Given task:
Quote the data below in full, minus the images.

Given material:
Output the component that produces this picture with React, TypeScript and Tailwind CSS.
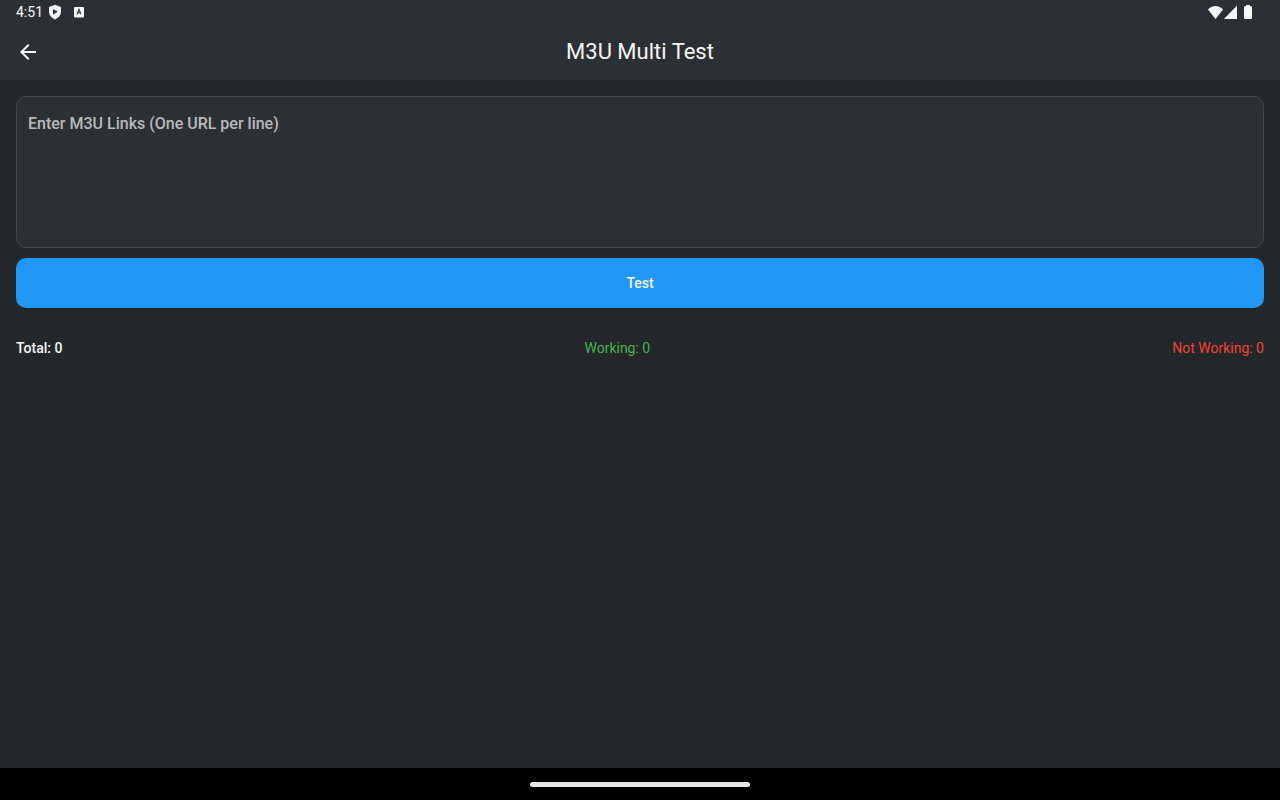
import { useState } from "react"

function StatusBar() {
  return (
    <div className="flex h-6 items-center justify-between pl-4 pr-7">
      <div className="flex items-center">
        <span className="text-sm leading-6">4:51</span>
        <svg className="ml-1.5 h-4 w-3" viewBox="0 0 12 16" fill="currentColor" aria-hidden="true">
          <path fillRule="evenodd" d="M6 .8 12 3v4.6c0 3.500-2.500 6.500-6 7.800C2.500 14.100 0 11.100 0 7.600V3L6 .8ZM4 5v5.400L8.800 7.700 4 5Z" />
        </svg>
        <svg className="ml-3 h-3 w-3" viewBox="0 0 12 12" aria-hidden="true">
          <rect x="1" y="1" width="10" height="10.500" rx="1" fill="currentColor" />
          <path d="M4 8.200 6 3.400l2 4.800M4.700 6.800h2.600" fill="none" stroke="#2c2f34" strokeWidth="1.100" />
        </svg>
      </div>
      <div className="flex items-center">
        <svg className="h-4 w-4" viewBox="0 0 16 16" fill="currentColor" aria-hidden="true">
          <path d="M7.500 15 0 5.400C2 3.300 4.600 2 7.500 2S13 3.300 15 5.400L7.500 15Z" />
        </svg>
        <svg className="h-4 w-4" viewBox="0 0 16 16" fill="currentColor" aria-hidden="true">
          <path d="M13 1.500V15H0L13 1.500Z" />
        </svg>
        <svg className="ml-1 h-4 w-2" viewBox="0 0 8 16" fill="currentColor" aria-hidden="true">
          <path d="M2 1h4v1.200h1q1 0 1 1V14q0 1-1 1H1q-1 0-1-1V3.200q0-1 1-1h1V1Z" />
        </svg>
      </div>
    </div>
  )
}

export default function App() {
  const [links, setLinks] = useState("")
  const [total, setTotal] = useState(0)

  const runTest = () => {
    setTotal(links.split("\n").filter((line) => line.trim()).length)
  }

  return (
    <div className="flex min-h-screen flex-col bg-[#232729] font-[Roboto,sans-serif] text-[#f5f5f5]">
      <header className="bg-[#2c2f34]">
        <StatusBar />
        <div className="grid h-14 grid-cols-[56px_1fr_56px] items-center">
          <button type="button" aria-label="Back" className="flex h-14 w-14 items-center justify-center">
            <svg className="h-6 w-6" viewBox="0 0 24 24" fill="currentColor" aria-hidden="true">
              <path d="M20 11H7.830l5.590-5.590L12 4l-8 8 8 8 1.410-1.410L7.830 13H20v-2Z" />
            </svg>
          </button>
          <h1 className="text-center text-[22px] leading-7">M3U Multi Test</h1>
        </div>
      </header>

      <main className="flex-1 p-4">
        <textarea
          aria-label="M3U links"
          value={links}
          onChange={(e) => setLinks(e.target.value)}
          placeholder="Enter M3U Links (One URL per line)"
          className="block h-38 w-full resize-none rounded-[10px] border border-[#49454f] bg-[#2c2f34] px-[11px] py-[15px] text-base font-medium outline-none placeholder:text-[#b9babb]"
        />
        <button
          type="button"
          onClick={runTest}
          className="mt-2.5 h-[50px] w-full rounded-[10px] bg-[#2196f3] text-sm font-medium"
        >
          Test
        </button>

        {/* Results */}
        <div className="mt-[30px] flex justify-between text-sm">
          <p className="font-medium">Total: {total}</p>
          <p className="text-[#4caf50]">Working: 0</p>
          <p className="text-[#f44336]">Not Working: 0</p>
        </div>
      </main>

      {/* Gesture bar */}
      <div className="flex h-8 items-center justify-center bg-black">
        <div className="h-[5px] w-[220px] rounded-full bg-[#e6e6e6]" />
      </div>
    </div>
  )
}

Full answer:
Output the component that produces this picture with React, TypeScript and Tailwind CSS.
import { useState } from "react"

function StatusBar() {
  return (
    <div className="flex h-6 items-center justify-between pl-4 pr-7">
      <div className="flex items-center">
        <span className="text-sm leading-6">4:51</span>
        <svg className="ml-1.5 h-4 w-3" viewBox="0 0 12 16" fill="currentColor" aria-hidden="true">
          <path fillRule="evenodd" d="M6 .8 12 3v4.6c0 3.500-2.500 6.500-6 7.800C2.500 14.100 0 11.100 0 7.600V3L6 .8ZM4 5v5.400L8.800 7.700 4 5Z" />
        </svg>
        <svg className="ml-3 h-3 w-3" viewBox="0 0 12 12" aria-hidden="true">
          <rect x="1" y="1" width="10" height="10.500" rx="1" fill="currentColor" />
          <path d="M4 8.200 6 3.400l2 4.800M4.700 6.800h2.600" fill="none" stroke="#2c2f34" strokeWidth="1.100" />
        </svg>
      </div>
      <div className="flex items-center">
        <svg className="h-4 w-4" viewBox="0 0 16 16" fill="currentColor" aria-hidden="true">
          <path d="M7.500 15 0 5.400C2 3.300 4.600 2 7.500 2S13 3.300 15 5.400L7.500 15Z" />
        </svg>
        <svg className="h-4 w-4" viewBox="0 0 16 16" fill="currentColor" aria-hidden="true">
          <path d="M13 1.500V15H0L13 1.500Z" />
        </svg>
        <svg className="ml-1 h-4 w-2" viewBox="0 0 8 16" fill="currentColor" aria-hidden="true">
          <path d="M2 1h4v1.200h1q1 0 1 1V14q0 1-1 1H1q-1 0-1-1V3.200q0-1 1-1h1V1Z" />
        </svg>
      </div>
    </div>
  )
}

export default function App() {
  const [links, setLinks] = useState("")
  const [total, setTotal] = useState(0)

  const runTest = () => {
    setTotal(links.split("\n").filter((line) => line.trim()).length)
  }

  return (
    <div className="flex min-h-screen flex-col bg-[#232729] font-[Roboto,sans-serif] text-[#f5f5f5]">
      <header className="bg-[#2c2f34]">
        <StatusBar />
        <div className="grid h-14 grid-cols-[56px_1fr_56px] items-center">
          <button type="button" aria-label="Back" className="flex h-14 w-14 items-center justify-center">
            <svg className="h-6 w-6" viewBox="0 0 24 24" fill="currentColor" aria-hidden="true">
              <path d="M20 11H7.830l5.590-5.590L12 4l-8 8 8 8 1.410-1.410L7.830 13H20v-2Z" />
            </svg>
          </button>
          <h1 className="text-center text-[22px] leading-7">M3U Multi Test</h1>
        </div>
      </header>

      <main className="flex-1 p-4">
        <textarea
          aria-label="M3U links"
          value={links}
          onChange={(e) => setLinks(e.target.value)}
          placeholder="Enter M3U Links (One URL per line)"
          className="block h-38 w-full resize-none rounded-[10px] border border-[#49454f] bg-[#2c2f34] px-[11px] py-[15px] text-base font-medium outline-none placeholder:text-[#b9babb]"
        />
        <button
          type="button"
          onClick={runTest}
          className="mt-2.5 h-[50px] w-full rounded-[10px] bg-[#2196f3] text-sm font-medium"
        >
          Test
        </button>

        {/* Results */}
        <div className="mt-[30px] flex justify-between text-sm">
          <p className="font-medium">Total: {total}</p>
          <p className="text-[#4caf50]">Working: 0</p>
          <p className="text-[#f44336]">Not Working: 0</p>
        </div>
      </main>

      {/* Gesture bar */}
      <div className="flex h-8 items-center justify-center bg-black">
        <div className="h-[5px] w-[220px] rounded-full bg-[#e6e6e6]" />
      </div>
    </div>
  )
}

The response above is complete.